▶ **DIRECTIVE**
Copy exactly the lines from the beginning of the data down to and including the line holding "const pages = ['2', '3', '4', '5', '6', '7', '8', '9']", without any pictures.

▶ **GIVEN INFORMATION**

——————

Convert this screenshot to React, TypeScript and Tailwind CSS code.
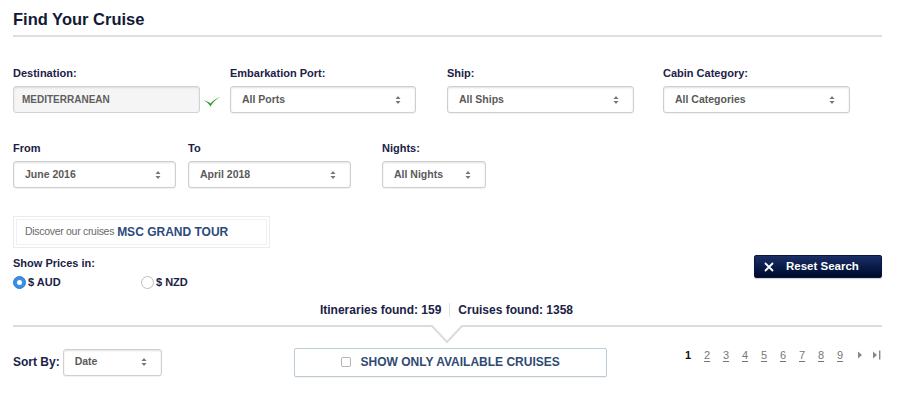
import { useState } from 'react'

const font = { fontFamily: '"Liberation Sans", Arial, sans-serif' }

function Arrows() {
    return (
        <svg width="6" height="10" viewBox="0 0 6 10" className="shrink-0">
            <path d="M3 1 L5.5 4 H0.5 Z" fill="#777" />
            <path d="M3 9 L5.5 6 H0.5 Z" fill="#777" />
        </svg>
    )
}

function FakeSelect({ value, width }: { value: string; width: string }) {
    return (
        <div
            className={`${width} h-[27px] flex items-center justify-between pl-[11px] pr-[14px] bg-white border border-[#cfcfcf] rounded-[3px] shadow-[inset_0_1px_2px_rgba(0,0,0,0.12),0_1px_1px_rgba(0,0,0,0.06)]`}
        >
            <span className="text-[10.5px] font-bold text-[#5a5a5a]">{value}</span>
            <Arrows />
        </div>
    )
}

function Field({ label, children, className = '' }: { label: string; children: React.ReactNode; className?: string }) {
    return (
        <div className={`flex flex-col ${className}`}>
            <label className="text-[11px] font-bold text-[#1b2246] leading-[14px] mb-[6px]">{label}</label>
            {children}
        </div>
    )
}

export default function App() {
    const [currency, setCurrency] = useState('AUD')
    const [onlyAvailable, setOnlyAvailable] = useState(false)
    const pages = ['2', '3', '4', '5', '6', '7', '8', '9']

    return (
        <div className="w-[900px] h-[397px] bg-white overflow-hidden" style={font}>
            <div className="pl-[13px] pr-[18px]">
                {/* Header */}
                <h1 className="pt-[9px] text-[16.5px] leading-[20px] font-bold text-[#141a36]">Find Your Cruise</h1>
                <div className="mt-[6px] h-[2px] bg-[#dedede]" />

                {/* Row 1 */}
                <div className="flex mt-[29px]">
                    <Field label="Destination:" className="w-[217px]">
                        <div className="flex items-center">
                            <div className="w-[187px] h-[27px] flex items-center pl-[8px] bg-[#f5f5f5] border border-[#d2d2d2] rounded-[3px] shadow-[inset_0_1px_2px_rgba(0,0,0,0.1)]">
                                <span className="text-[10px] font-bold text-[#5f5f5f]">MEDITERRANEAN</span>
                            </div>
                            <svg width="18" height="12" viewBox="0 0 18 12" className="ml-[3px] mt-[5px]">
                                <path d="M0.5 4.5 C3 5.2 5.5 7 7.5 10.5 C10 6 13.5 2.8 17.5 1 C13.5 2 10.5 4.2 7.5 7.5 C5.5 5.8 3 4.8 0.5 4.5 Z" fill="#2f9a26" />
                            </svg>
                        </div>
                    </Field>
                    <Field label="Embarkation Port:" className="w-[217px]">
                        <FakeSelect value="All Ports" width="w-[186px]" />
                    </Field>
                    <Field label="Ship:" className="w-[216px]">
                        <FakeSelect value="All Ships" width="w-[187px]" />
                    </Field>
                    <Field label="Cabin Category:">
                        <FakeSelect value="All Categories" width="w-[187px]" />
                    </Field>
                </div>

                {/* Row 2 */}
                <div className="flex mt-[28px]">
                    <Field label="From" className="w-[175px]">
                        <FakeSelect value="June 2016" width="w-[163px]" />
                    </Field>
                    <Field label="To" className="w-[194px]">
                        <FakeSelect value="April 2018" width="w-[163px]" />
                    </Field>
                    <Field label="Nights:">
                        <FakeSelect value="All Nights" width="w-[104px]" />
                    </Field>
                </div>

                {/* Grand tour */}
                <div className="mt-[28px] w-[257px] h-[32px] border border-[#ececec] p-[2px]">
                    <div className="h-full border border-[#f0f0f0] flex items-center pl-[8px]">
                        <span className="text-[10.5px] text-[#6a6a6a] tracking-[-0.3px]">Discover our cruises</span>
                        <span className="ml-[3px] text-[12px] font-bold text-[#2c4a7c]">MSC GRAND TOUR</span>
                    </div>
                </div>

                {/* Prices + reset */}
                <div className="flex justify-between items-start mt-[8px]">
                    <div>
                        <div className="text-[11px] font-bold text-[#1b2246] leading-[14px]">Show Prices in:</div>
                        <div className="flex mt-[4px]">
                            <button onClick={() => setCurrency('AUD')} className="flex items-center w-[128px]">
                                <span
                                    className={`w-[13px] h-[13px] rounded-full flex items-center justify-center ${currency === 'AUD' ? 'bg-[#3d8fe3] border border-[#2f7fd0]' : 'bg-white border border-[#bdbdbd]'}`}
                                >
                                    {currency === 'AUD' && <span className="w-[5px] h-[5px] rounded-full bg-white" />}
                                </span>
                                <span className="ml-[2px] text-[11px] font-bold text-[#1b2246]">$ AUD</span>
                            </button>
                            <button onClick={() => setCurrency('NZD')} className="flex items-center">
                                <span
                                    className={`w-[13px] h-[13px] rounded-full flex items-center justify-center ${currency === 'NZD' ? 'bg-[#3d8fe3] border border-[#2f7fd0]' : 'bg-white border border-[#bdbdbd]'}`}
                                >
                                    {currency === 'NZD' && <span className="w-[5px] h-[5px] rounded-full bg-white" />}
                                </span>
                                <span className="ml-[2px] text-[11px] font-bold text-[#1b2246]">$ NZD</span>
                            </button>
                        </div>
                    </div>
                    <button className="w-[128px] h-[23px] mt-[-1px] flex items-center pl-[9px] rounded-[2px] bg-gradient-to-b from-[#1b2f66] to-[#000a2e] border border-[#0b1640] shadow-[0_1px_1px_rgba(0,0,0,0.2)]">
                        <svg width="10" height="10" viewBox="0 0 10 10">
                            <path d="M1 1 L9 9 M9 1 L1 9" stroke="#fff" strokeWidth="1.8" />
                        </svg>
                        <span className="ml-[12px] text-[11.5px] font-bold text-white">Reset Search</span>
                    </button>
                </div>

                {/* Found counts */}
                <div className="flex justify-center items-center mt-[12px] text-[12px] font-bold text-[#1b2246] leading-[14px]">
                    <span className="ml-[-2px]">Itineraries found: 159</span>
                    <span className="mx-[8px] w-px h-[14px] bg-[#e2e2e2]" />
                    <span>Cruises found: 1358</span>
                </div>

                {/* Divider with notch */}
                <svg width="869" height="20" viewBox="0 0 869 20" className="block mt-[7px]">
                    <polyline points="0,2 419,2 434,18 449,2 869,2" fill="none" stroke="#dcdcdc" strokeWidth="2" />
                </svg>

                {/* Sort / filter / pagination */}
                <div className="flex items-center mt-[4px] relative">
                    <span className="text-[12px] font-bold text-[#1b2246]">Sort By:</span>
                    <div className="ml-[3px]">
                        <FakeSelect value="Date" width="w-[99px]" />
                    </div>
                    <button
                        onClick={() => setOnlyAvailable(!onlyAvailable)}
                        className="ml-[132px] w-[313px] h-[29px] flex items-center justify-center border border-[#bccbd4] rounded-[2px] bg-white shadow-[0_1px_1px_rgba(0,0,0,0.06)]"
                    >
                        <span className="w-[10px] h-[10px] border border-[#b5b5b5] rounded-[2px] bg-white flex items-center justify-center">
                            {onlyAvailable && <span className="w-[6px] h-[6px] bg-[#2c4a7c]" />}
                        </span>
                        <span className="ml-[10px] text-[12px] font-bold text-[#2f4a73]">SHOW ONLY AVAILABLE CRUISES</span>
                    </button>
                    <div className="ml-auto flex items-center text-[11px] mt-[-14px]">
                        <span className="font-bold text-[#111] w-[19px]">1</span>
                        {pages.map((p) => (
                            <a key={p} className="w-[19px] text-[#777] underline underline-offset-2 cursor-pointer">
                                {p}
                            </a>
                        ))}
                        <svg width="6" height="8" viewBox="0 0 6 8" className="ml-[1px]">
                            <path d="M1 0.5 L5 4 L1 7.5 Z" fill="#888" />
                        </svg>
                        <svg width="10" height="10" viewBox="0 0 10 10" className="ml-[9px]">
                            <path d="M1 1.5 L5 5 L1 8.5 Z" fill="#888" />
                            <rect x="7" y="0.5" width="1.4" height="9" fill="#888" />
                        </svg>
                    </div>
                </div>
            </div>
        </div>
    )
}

——————

▶ **SOLUTION TO THIS PROBLEM**
Convert this screenshot to React, TypeScript and Tailwind CSS code.
import { useState } from 'react'

const font = { fontFamily: '"Liberation Sans", Arial, sans-serif' }

function Arrows() {
    return (
        <svg width="6" height="10" viewBox="0 0 6 10" className="shrink-0">
            <path d="M3 1 L5.5 4 H0.5 Z" fill="#777" />
            <path d="M3 9 L5.5 6 H0.5 Z" fill="#777" />
        </svg>
    )
}

function FakeSelect({ value, width }: { value: string; width: string }) {
    return (
        <div
            className={`${width} h-[27px] flex items-center justify-between pl-[11px] pr-[14px] bg-white border border-[#cfcfcf] rounded-[3px] shadow-[inset_0_1px_2px_rgba(0,0,0,0.12),0_1px_1px_rgba(0,0,0,0.06)]`}
        >
            <span className="text-[10.5px] font-bold text-[#5a5a5a]">{value}</span>
            <Arrows />
        </div>
    )
}

function Field({ label, children, className = '' }: { label: string; children: React.ReactNode; className?: string }) {
    return (
        <div className={`flex flex-col ${className}`}>
            <label className="text-[11px] font-bold text-[#1b2246] leading-[14px] mb-[6px]">{label}</label>
            {children}
        </div>
    )
}

export default function App() {
    const [currency, setCurrency] = useState('AUD')
    const [onlyAvailable, setOnlyAvailable] = useState(false)
    const pages = ['2', '3', '4', '5', '6', '7', '8', '9']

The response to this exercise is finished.